Climate-changing pollution reached unprecedented levels in 2018. That’s both judged against the last 60 years of modern measurements and against 800,000 years of data culled from ice cores, according to the U.S. government’s State of the Climate report, which was published this week with the American Meteorological Society.
That pollution creates a greenhouse effect that is over 42 percent stronger than it was in 1990, the report added.
And while carbon dioxide hit a new level last year, it isn’t the only climate-changing gas that’s on the rise globally. Pollution of the powerful but short-lived greenhouse gas methane also climbed in 2018, showing an increase “higher than the average growth rate over the past decade,” the report adds.
A new Cornell University study published today in the scientific journal Biogeosciences helps to explain what sparked the surge in those methane concentrations, both here in the U.S. and around the world.
One big culprit: shale drilling and fracking.
“This recent increase in methane is massive,” said Cornell professor Robert Howarth, who authored that study. “It’s globally significant.

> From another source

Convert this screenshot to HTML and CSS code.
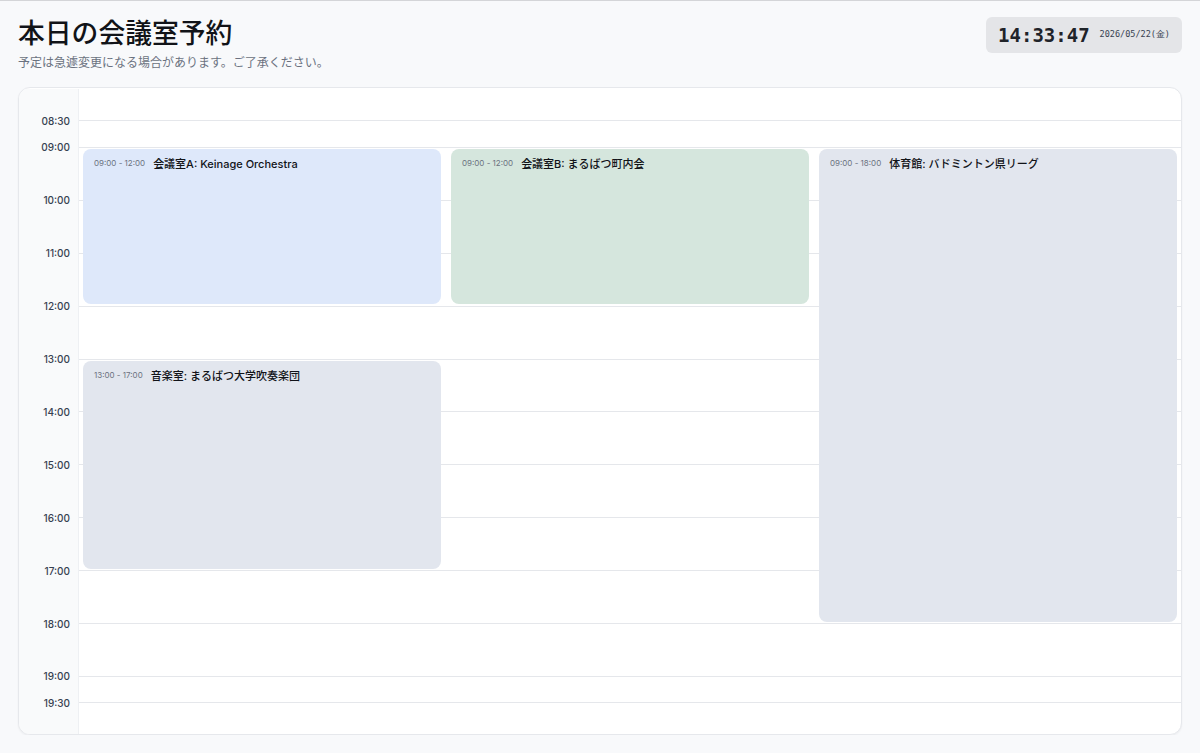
FILE: index.html
```html
<!DOCTYPE html>
<html lang="ja">
<head>
    <meta charset="UTF-8">
    <meta name="viewport" content="width=device-width, initial-scale=1.0">
    <title>本日の会議室予約</title>
    <link rel="stylesheet" href="styles.css">
</head>
<body>
    <header class="page-header">
        <div class="heading">
            <h1>本日の会議室予約</h1>
            <p class="notice">予定は急遽変更になる場合があります。ご了承ください。</p>
        </div>
        <div class="clock">
            <span class="clock-time">14:33:47</span>
            <span class="clock-date">2026/05/22(金)</span>
        </div>
    </header>

    <main class="schedule">
        <div class="time-axis">
            <span class="time-label" style="top: 31.95px">08:30</span>
            <span class="time-label" style="top: 58.4px">09:00</span>
            <span class="time-label" style="top: 111.3px">10:00</span>
            <span class="time-label" style="top: 164.2px">11:00</span>
            <span class="time-label" style="top: 217.1px">12:00</span>
            <span class="time-label" style="top: 270px">13:00</span>
            <span class="time-label" style="top: 322.9px">14:00</span>
            <span class="time-label" style="top: 375.8px">15:00</span>
            <span class="time-label" style="top: 428.7px">16:00</span>
            <span class="time-label" style="top: 481.6px">17:00</span>
            <span class="time-label" style="top: 534.5px">18:00</span>
            <span class="time-label" style="top: 587.4px">19:00</span>
            <span class="time-label" style="top: 613.85px">19:30</span>
        </div>

        <div class="board">
            <div class="grid-line" style="top: 31.95px"></div>
            <div class="grid-line" style="top: 58.4px"></div>
            <div class="grid-line" style="top: 111.3px"></div>
            <div class="grid-line" style="top: 164.2px"></div>
            <div class="grid-line" style="top: 217.1px"></div>
            <div class="grid-line" style="top: 270px"></div>
            <div class="grid-line" style="top: 322.9px"></div>
            <div class="grid-line" style="top: 375.8px"></div>
            <div class="grid-line" style="top: 428.7px"></div>
            <div class="grid-line" style="top: 481.6px"></div>
            <div class="grid-line" style="top: 534.5px"></div>
            <div class="grid-line" style="top: 587.4px"></div>
            <div class="grid-line" style="top: 613.85px"></div>

            <div class="lanes">
                <div class="lane">
                    <div class="event event-blue" style="top: 60px; height: 155px">
                        <span class="event-time">09:00 - 12:00</span>
                        <span class="event-title">会議室A: Keinage Orchestra</span>
                    </div>
                    <div class="event event-gray" style="top: 272px; height: 207.6px">
                        <span class="event-time">13:00 - 17:00</span>
                        <span class="event-title">音楽室: まるばつ大学吹奏楽団</span>
                    </div>
                </div>
                <div class="lane">
                    <div class="event event-green" style="top: 60px; height: 155px">
                        <span class="event-time">09:00 - 12:00</span>
                        <span class="event-title">会議室B: まるばつ町内会</span>
                    </div>
                </div>
                <div class="lane">
                    <div class="event event-gray" style="top: 60px; height: 472.5px">
                        <span class="event-time">09:00 - 18:00</span>
                        <span class="event-title">体育館: バドミントン県リーグ</span>
                    </div>
                </div>
            </div>
        </div>
    </main>
</body>
</html>
```

FILE: styles.css
```css
html {
    background: #f8f9fb;
}
body {
    margin: 0;
    padding: 16px 18px 0;
    border-top: 1px solid #d4d5d8;
    font-family: Inter, "Noto Sans CJK JP", sans-serif;
    color: #111827;
    background: #f8f9fb;
}
.page-header {
    display: flex;
    justify-content: space-between;
    align-items: flex-start;
    margin-bottom: 16px;
}
h1 {
    margin: 0;
    font-size: 26.8px;
    line-height: 32px;
    font-weight: 500;
    color: #111318;
}
.notice {
    margin: 6px 0 0;
    font-size: 12px;
    line-height: 16px;
    color: #6b7280;
}
.clock {
    display: flex;
    align-items: center;
    gap: 10px;
    height: 36px;
    padding: 0 12px;
    border-radius: 6px;
    background: #e4e5e8;
    color: #1f2329;
    font-family: "DejaVu Sans Mono", monospace;
}
.clock-time {
    font-size: 19px;
    font-weight: 700;
}
.clock-date {
    font-size: 8.5px;
    color: #374151;
}
.schedule {
    display: grid;
    grid-template-columns: 60px 1fr;
    height: 646px;
    background: #ffffff;
    border: 1px solid #e6e8ec;
    border-radius: 12px;
    box-shadow: 0 1px 2px rgba(15, 23, 42, 0.05);
    overflow: hidden;
}
.time-axis {
    position: relative;
    top: 1px;
    background: #f9fafb;
    border-right: 1px solid #eef0f3;
}
.time-label {
    position: absolute;
    right: 8px;
    transform: translateY(-50%);
    font-size: 10px;
    line-height: 12px;
    font-weight: 500;
    color: #374151;
}
.board {
    position: relative;
    top: 1px;
}
.grid-line {
    position: absolute;
    left: 0;
    right: 0;
    height: 1px;
    margin-top: -0.5px;
    background: #e5e7eb;
}
.lanes {
    position: absolute;
    inset: 0 4px;
    display: grid;
    grid-template-columns: repeat(3, 1fr);
    gap: 10px;
}
.lane {
    position: relative;
}
.event {
    position: absolute;
    left: 0;
    right: 0;
    box-sizing: border-box;
    display: flex;
    align-items: baseline;
    gap: 8px;
    padding: 8px 11px;
    border-radius: 8px;
}
.event-blue {
    background: #dee8fa;
}
.event-green {
    background: #d5e6dd;
}
.event-gray {
    background: #e2e6ee;
}
.event-time {
    font-size: 8px;
    color: #6b7280;
    position: relative;
    top: -2px;
}
.event-title {
    font-size: 11px;
    line-height: 15px;
    font-weight: 500;
    color: #111318;
}
```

It’s contributed to some of the increase in global warming we’ve seen and shale gas is a major player.”
The new Cornell paper relies on “chemical fingerprints” of the methane pollution in the Earth’s atmosphere. It describes how methane molecules from shale gas and oil production carry different kinds of carbon than methane from either conventional natural gas drilling or coal beds. The methane molecules from shale drilling contain less of the carbon-13 isotope versus carbon-12, the study suggests, using this ratio as one way to hone in on the source of the natural gas.
That chemical fingerprint led the Cornell researchers to point to the shale industry as the major source of the leaks.